Provided material:
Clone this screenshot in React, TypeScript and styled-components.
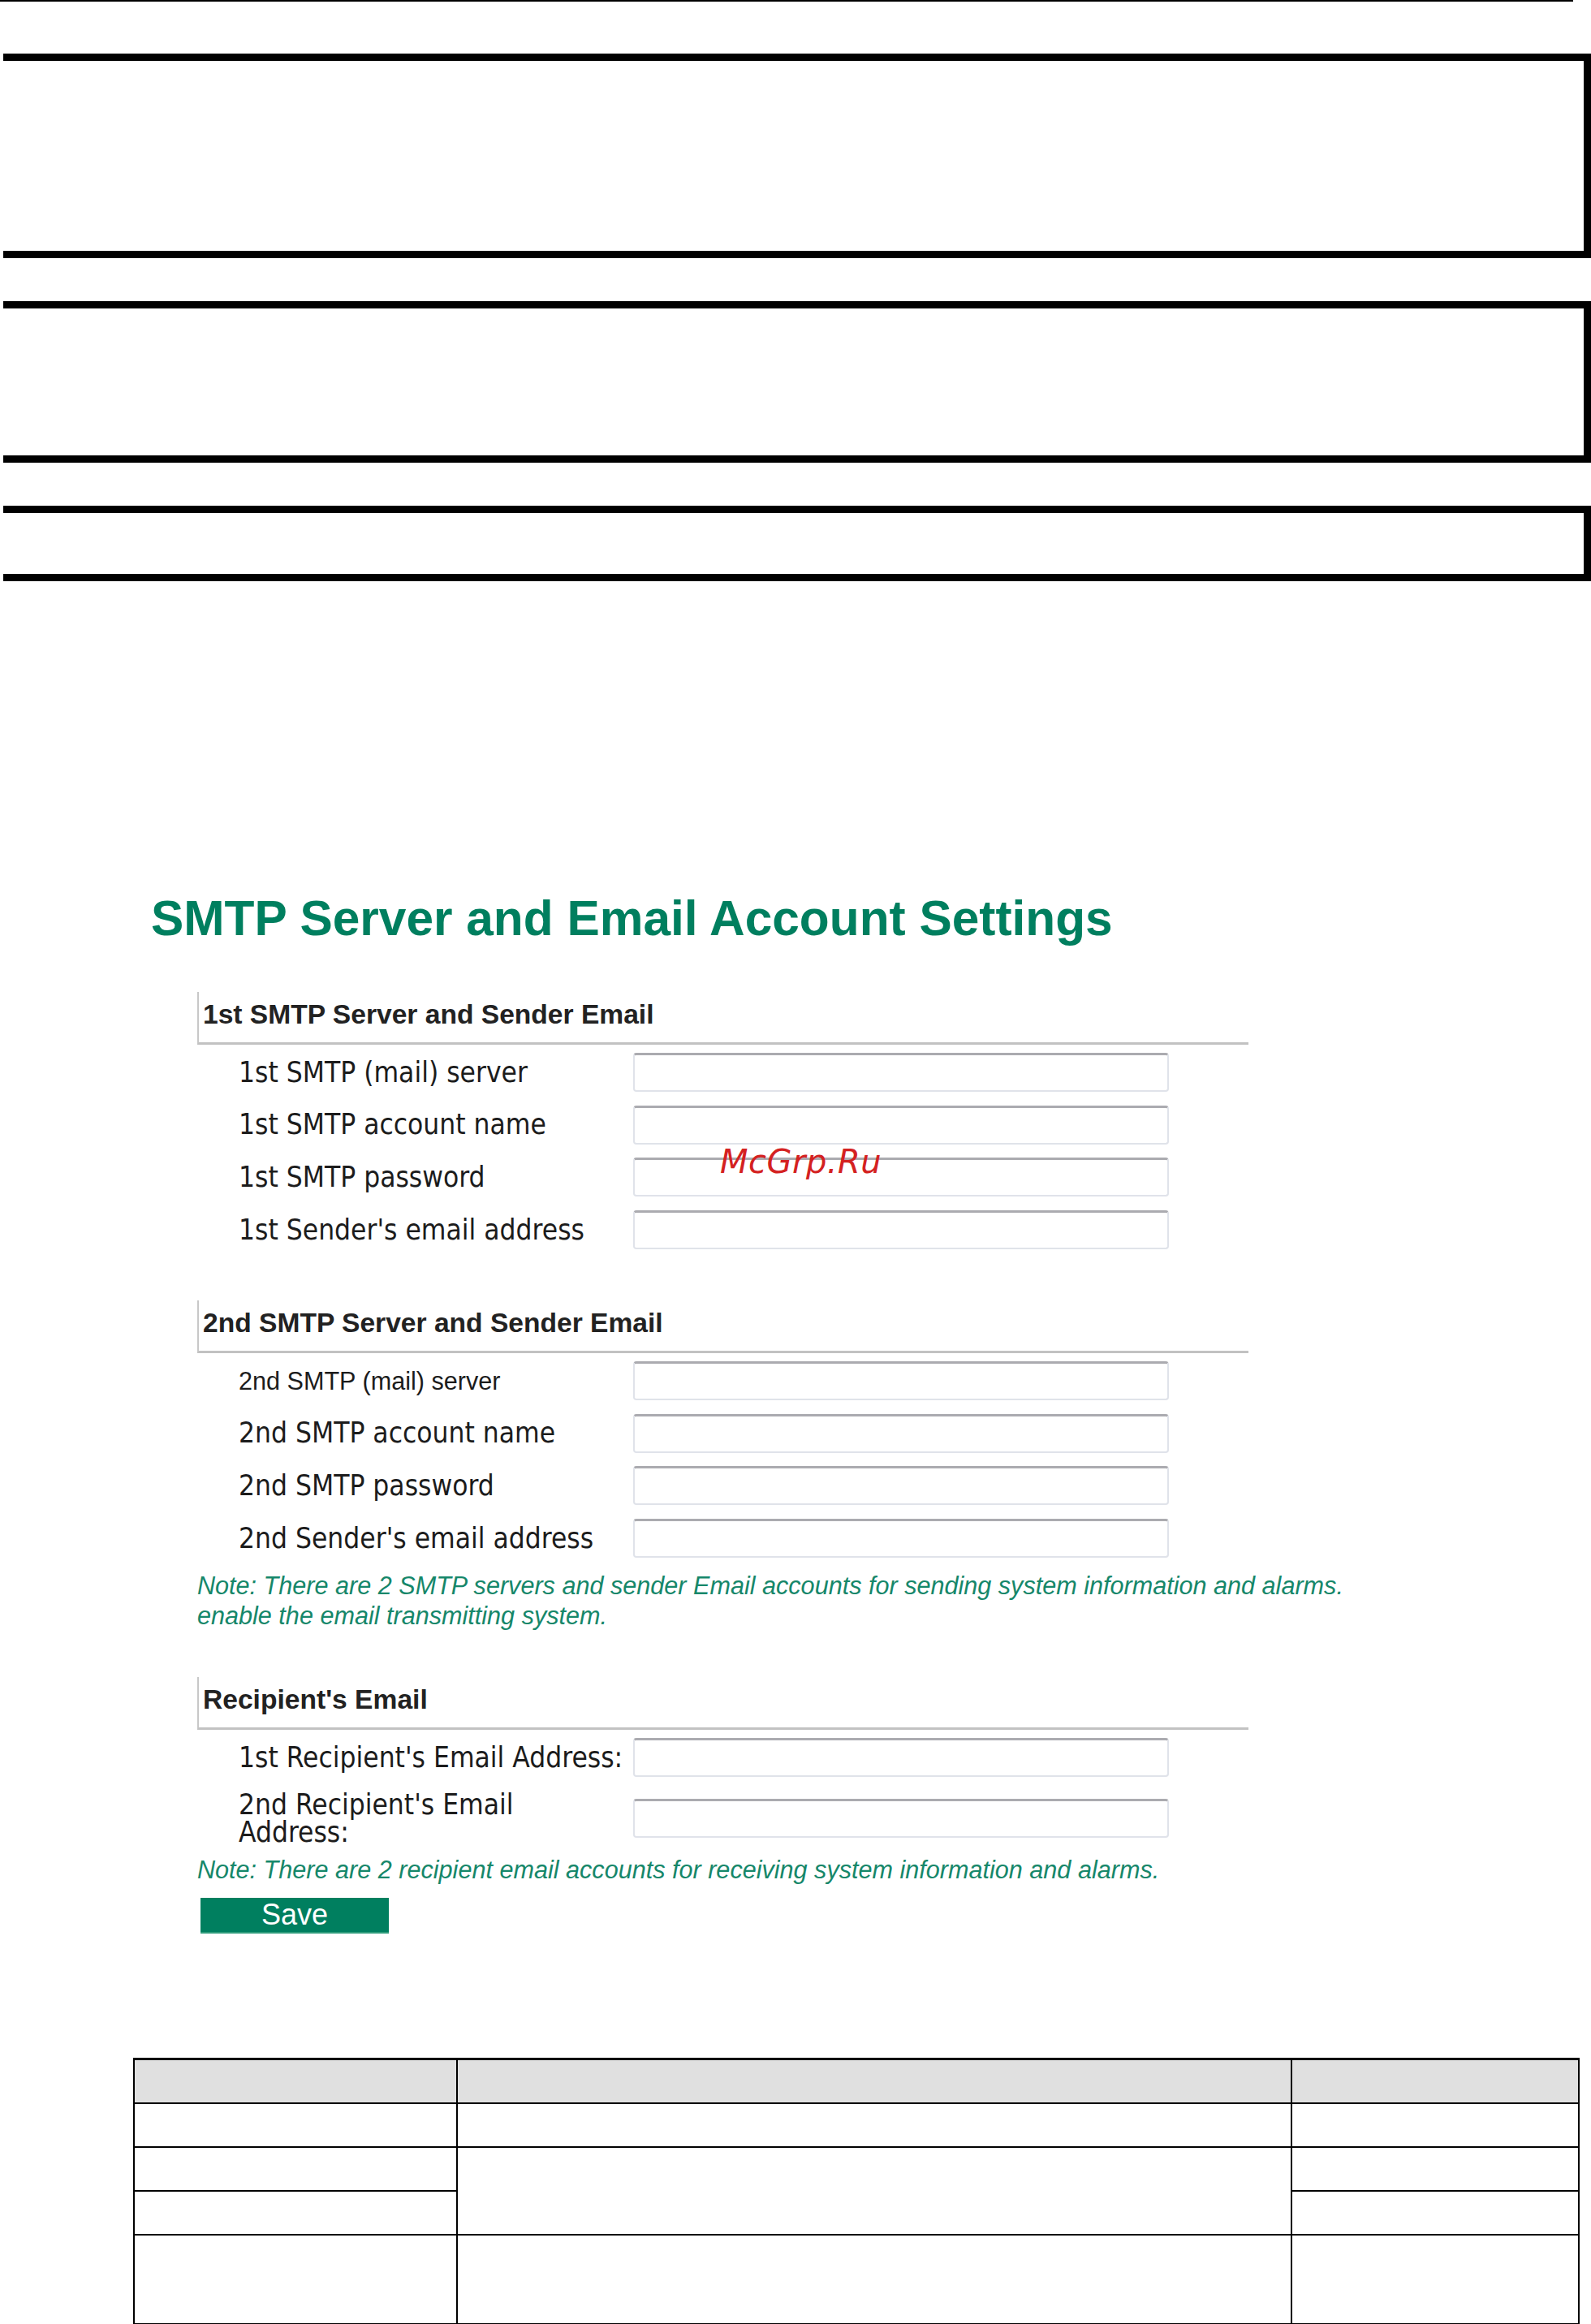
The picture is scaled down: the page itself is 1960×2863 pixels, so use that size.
import React from 'react';
import styled, { createGlobalStyle } from 'styled-components';

const GlobalStyle = createGlobalStyle`
  html, body {
    margin: 0;
    padding: 0;
    background: #ffffff;
  }
  body {
    font-family: "Liberation Sans", Arial, sans-serif;
  }
`;

const Page = styled.div`
  width: 1960px;
  height: 2863px;
  position: relative;
  overflow: hidden;
  display: flex;
  flex-direction: column;
`;

const TopRule = styled.div`
  flex-shrink: 0;
  width: 1938px;
  height: 2px;
  background: #000000;
`;

const Frame = styled.div<{ $height: number; $top: number }>`
  flex-shrink: 0;
  box-sizing: border-box;
  height: ${({ $height }) => $height}px;
  margin: ${({ $top }) => $top}px 0 0 4px;
  border-top: 9px solid #000000;
  border-right: 9px solid #000000;
  border-bottom: 9px solid #000000;
`;

const Settings = styled.section`
  flex-shrink: 0;
  margin: 385px 0 0 184px;
  display: flex;
  flex-direction: column;
  align-items: flex-start;
`;

const Title = styled.h1`
  margin: 0 0 0 2px;
  height: 60px;
  font: bold 60.4px/60px "Liberation Sans", Arial, sans-serif;
  color: #007f5f;
  white-space: nowrap;
`;

const Group = styled.div<{ $top: number }>`
  margin: ${({ $top }) => $top}px 0 0 59px;
  width: 1295px;
`;

const Legend = styled.div`
  box-sizing: border-box;
  height: 65px;
  border-left: 2px solid #c8c8c8;
  border-bottom: 3px solid #c2c2c2;
  padding: 11px 0 0 5px;
  font: bold 33.6px/34px "Liberation Sans", Arial, sans-serif;
  color: #222222;
  white-space: nowrap;
`;

const Rows = styled.div`
  display: grid;
  grid-template-columns: 486px 660px;
  row-gap: 16.67px;
  align-items: center;
  margin-top: 10px;
  padding-left: 51px;
`;

const Label = styled.label<{ $plain?: boolean }>`
  color: #1c1c1c;
  white-space: nowrap;
  font-family: ${({ $plain }) =>
    $plain ? '"Liberation Sans", Arial, sans-serif' : '"DejaVu Sans Condensed", "DejaVu Sans", sans-serif'};
  font-stretch: ${({ $plain }) => ($plain ? 'normal' : 'condensed')};
  font-size: ${({ $plain }) => ($plain ? 30.6 : 35)}px;
  line-height: 34.5px;
`;

const TextBox = styled.input`
  box-sizing: border-box;
  width: 660px;
  height: 48px;
  margin: 0;
  padding: 0 8px;
  background: #ffffff;
  border: 2px solid #e0e3ea;
  border-top: 3px solid #ababb0;
  border-radius: 4px;
  outline: none;
`;

const Note = styled.p<{ $top: number }>`
  margin: ${({ $top }) => $top}px 0 0 59px;
  font: italic 30.6px/37px "Liberation Sans", Arial, sans-serif;
  color: #16876a;
  white-space: nowrap;
`;

const SaveButton = styled.button`
  box-sizing: border-box;
  margin: 16.5px 0 0 63px;
  width: 232px;
  height: 44px;
  padding: 0;
  border: none;
  border-bottom: 2px solid #2f9c7b;
  background: #007f5f;
  color: #ffffff;
  font: 36px/42px "Liberation Sans", Arial, sans-serif;
  cursor: pointer;
`;

const Table = styled.table`
  flex-shrink: 0;
  margin: 153px 0 0 164px;
  width: 1780px;
  border-collapse: collapse;
  table-layout: fixed;
  td, th {
    border: 2px solid #000000;
    padding: 0;
  }
  th {
    background: #e0e0e0;
    border-top-width: 3px;
  }
`;

const Row = styled.tr<{ $height: number }>`
  height: ${({ $height }) => $height}px;
`;

const Watermark = styled.div`
  position: absolute;
  left: 887px;
  top: 1411px;
  font: oblique 40px/40px "DejaVu Sans", sans-serif;
  color: #d42121;
  letter-spacing: 0.5px;
  pointer-events: none;
`;

type Field = { label: React.ReactNode; plain?: boolean };

const groups: { top: number; title: string; fields: Field[] }[] = [
  {
    top: 61,
    title: '1st SMTP Server and Sender Email',
    fields: [
      { label: '1st SMTP (mail) server' },
      { label: '1st SMTP account name' },
      { label: '1st SMTP password' },
      { label: "1st Sender's email address" },
    ],
  },
  {
    top: 63,
    title: '2nd SMTP Server and Sender Email',
    fields: [
      { label: '2nd SMTP (mail) server', plain: true },
      { label: '2nd SMTP account name' },
      { label: '2nd SMTP password' },
      { label: "2nd Sender's email address" },
    ],
  },
];

function FieldGroup({ top, title, fields }: { top: number; title: string; fields: Field[] }) {
  return (
    <Group $top={top}>
      <Legend>{title}</Legend>
      <Rows>
        {fields.map((f, i) => (
          <React.Fragment key={i}>
            <Label $plain={f.plain}>{f.label}</Label>
            <TextBox type="text" />
          </React.Fragment>
        ))}
      </Rows>
    </Group>
  );
}

export default function App(): JSX.Element {
  return (
    <>
      <GlobalStyle />
      <Page>
        <TopRule />
        <Frame $top={64} $height={252} />
        <Frame $top={53} $height={199} />
        <Frame $top={53} $height={93} />

        <Settings>
          <Title>SMTP Server and Email Account Settings</Title>
          {groups.map((g) => (
            <FieldGroup key={g.title} {...g} />
          ))}
          <Note $top={16}>
            Note: There are 2 SMTP servers and sender Email accounts for sending system information and alarms.
            <br />
            enable the email transmitting system.
          </Note>
          <FieldGroup
            top={57}
            title="Recipient's Email"
            fields={[
              { label: "1st Recipient's Email Address:" },
              {
                label: (
                  <>
                    2nd Recipient's Email
                    <br />
                    Address:
                  </>
                ),
              },
            ]}
          />
          <Note $top={10}>
            Note: There are 2 recipient email accounts for receiving system information and alarms.
          </Note>
          <SaveButton>Save</SaveButton>
        </Settings>

        <Table>
          <colgroup>
            <col style={{ width: 398 }} />
            <col style={{ width: 1028 }} />
            <col style={{ width: 354 }} />
          </colgroup>
          <thead>
            <Row $height={54}>
              <th />
              <th />
              <th />
            </Row>
          </thead>
          <tbody>
            <Row $height={54}>
              <td />
              <td />
              <td />
            </Row>
            <Row $height={54}>
              <td />
              <td rowSpan={2} />
              <td />
            </Row>
            <Row $height={54}>
              <td />
              <td />
            </Row>
            <Row $height={110}>
              <td />
              <td />
              <td />
            </Row>
          </tbody>
        </Table>

        <Watermark>McGrp.Ru</Watermark>
      </Page>
    </>
  );
}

Aim:
In the copy, include no pictures; restate the listing above exactly.

Answer to the problem:
Clone this screenshot in React, TypeScript and styled-components.
The picture is scaled down: the page itself is 1960×2863 pixels, so use that size.
import React from 'react';
import styled, { createGlobalStyle } from 'styled-components';

const GlobalStyle = createGlobalStyle`
  html, body {
    margin: 0;
    padding: 0;
    background: #ffffff;
  }
  body {
    font-family: "Liberation Sans", Arial, sans-serif;
  }
`;

const Page = styled.div`
  width: 1960px;
  height: 2863px;
  position: relative;
  overflow: hidden;
  display: flex;
  flex-direction: column;
`;

const TopRule = styled.div`
  flex-shrink: 0;
  width: 1938px;
  height: 2px;
  background: #000000;
`;

const Frame = styled.div<{ $height: number; $top: number }>`
  flex-shrink: 0;
  box-sizing: border-box;
  height: ${({ $height }) => $height}px;
  margin: ${({ $top }) => $top}px 0 0 4px;
  border-top: 9px solid #000000;
  border-right: 9px solid #000000;
  border-bottom: 9px solid #000000;
`;

const Settings = styled.section`
  flex-shrink: 0;
  margin: 385px 0 0 184px;
  display: flex;
  flex-direction: column;
  align-items: flex-start;
`;

const Title = styled.h1`
  margin: 0 0 0 2px;
  height: 60px;
  font: bold 60.4px/60px "Liberation Sans", Arial, sans-serif;
  color: #007f5f;
  white-space: nowrap;
`;

const Group = styled.div<{ $top: number }>`
  margin: ${({ $top }) => $top}px 0 0 59px;
  width: 1295px;
`;

const Legend = styled.div`
  box-sizing: border-box;
  height: 65px;
  border-left: 2px solid #c8c8c8;
  border-bottom: 3px solid #c2c2c2;
  padding: 11px 0 0 5px;
  font: bold 33.6px/34px "Liberation Sans", Arial, sans-serif;
  color: #222222;
  white-space: nowrap;
`;

const Rows = styled.div`
  display: grid;
  grid-template-columns: 486px 660px;
  row-gap: 16.67px;
  align-items: center;
  margin-top: 10px;
  padding-left: 51px;
`;

const Label = styled.label<{ $plain?: boolean }>`
  color: #1c1c1c;
  white-space: nowrap;
  font-family: ${({ $plain }) =>
    $plain ? '"Liberation Sans", Arial, sans-serif' : '"DejaVu Sans Condensed", "DejaVu Sans", sans-serif'};
  font-stretch: ${({ $plain }) => ($plain ? 'normal' : 'condensed')};
  font-size: ${({ $plain }) => ($plain ? 30.6 : 35)}px;
  line-height: 34.5px;
`;

const TextBox = styled.input`
  box-sizing: border-box;
  width: 660px;
  height: 48px;
  margin: 0;
  padding: 0 8px;
  background: #ffffff;
  border: 2px solid #e0e3ea;
  border-top: 3px solid #ababb0;
  border-radius: 4px;
  outline: none;
`;

const Note = styled.p<{ $top: number }>`
  margin: ${({ $top }) => $top}px 0 0 59px;
  font: italic 30.6px/37px "Liberation Sans", Arial, sans-serif;
  color: #16876a;
  white-space: nowrap;
`;

const SaveButton = styled.button`
  box-sizing: border-box;
  margin: 16.5px 0 0 63px;
  width: 232px;
  height: 44px;
  padding: 0;
  border: none;
  border-bottom: 2px solid #2f9c7b;
  background: #007f5f;
  color: #ffffff;
  font: 36px/42px "Liberation Sans", Arial, sans-serif;
  cursor: pointer;
`;

const Table = styled.table`
  flex-shrink: 0;
  margin: 153px 0 0 164px;
  width: 1780px;
  border-collapse: collapse;
  table-layout: fixed;
  td, th {
    border: 2px solid #000000;
    padding: 0;
  }
  th {
    background: #e0e0e0;
    border-top-width: 3px;
  }
`;

const Row = styled.tr<{ $height: number }>`
  height: ${({ $height }) => $height}px;
`;

const Watermark = styled.div`
  position: absolute;
  left: 887px;
  top: 1411px;
  font: oblique 40px/40px "DejaVu Sans", sans-serif;
  color: #d42121;
  letter-spacing: 0.5px;
  pointer-events: none;
`;

type Field = { label: React.ReactNode; plain?: boolean };

const groups: { top: number; title: string; fields: Field[] }[] = [
  {
    top: 61,
    title: '1st SMTP Server and Sender Email',
    fields: [
      { label: '1st SMTP (mail) server' },
      { label: '1st SMTP account name' },
      { label: '1st SMTP password' },
      { label: "1st Sender's email address" },
    ],
  },
  {
    top: 63,
    title: '2nd SMTP Server and Sender Email',
    fields: [
      { label: '2nd SMTP (mail) server', plain: true },
      { label: '2nd SMTP account name' },
      { label: '2nd SMTP password' },
      { label: "2nd Sender's email address" },
    ],
  },
];

function FieldGroup({ top, title, fields }: { top: number; title: string; fields: Field[] }) {
  return (
    <Group $top={top}>
      <Legend>{title}</Legend>
      <Rows>
        {fields.map((f, i) => (
          <React.Fragment key={i}>
            <Label $plain={f.plain}>{f.label}</Label>
            <TextBox type="text" />
          </React.Fragment>
        ))}
      </Rows>
    </Group>
  );
}

export default function App(): JSX.Element {
  return (
    <>
      <GlobalStyle />
      <Page>
        <TopRule />
        <Frame $top={64} $height={252} />
        <Frame $top={53} $height={199} />
        <Frame $top={53} $height={93} />

        <Settings>
          <Title>SMTP Server and Email Account Settings</Title>
          {groups.map((g) => (
            <FieldGroup key={g.title} {...g} />
          ))}
          <Note $top={16}>
            Note: There are 2 SMTP servers and sender Email accounts for sending system information and alarms.
            <br />
            enable the email transmitting system.
          </Note>
          <FieldGroup
            top={57}
            title="Recipient's Email"
            fields={[
              { label: "1st Recipient's Email Address:" },
              {
                label: (
                  <>
                    2nd Recipient's Email
                    <br />
                    Address:
                  </>
                ),
              },
            ]}
          />
          <Note $top={10}>
            Note: There are 2 recipient email accounts for receiving system information and alarms.
          </Note>
          <SaveButton>Save</SaveButton>
        </Settings>

        <Table>
          <colgroup>
            <col style={{ width: 398 }} />
            <col style={{ width: 1028 }} />
            <col style={{ width: 354 }} />
          </colgroup>
          <thead>
            <Row $height={54}>
              <th />
              <th />
              <th />
            </Row>
          </thead>
          <tbody>
            <Row $height={54}>
              <td />
              <td />
              <td />
            </Row>
            <Row $height={54}>
              <td />
              <td rowSpan={2} />
              <td />
            </Row>
            <Row $height={54}>
              <td />
              <td />
            </Row>
            <Row $height={110}>
              <td />
              <td />
              <td />
            </Row>
          </tbody>
        </Table>

        <Watermark>McGrp.Ru</Watermark>
      </Page>
    </>
  );
}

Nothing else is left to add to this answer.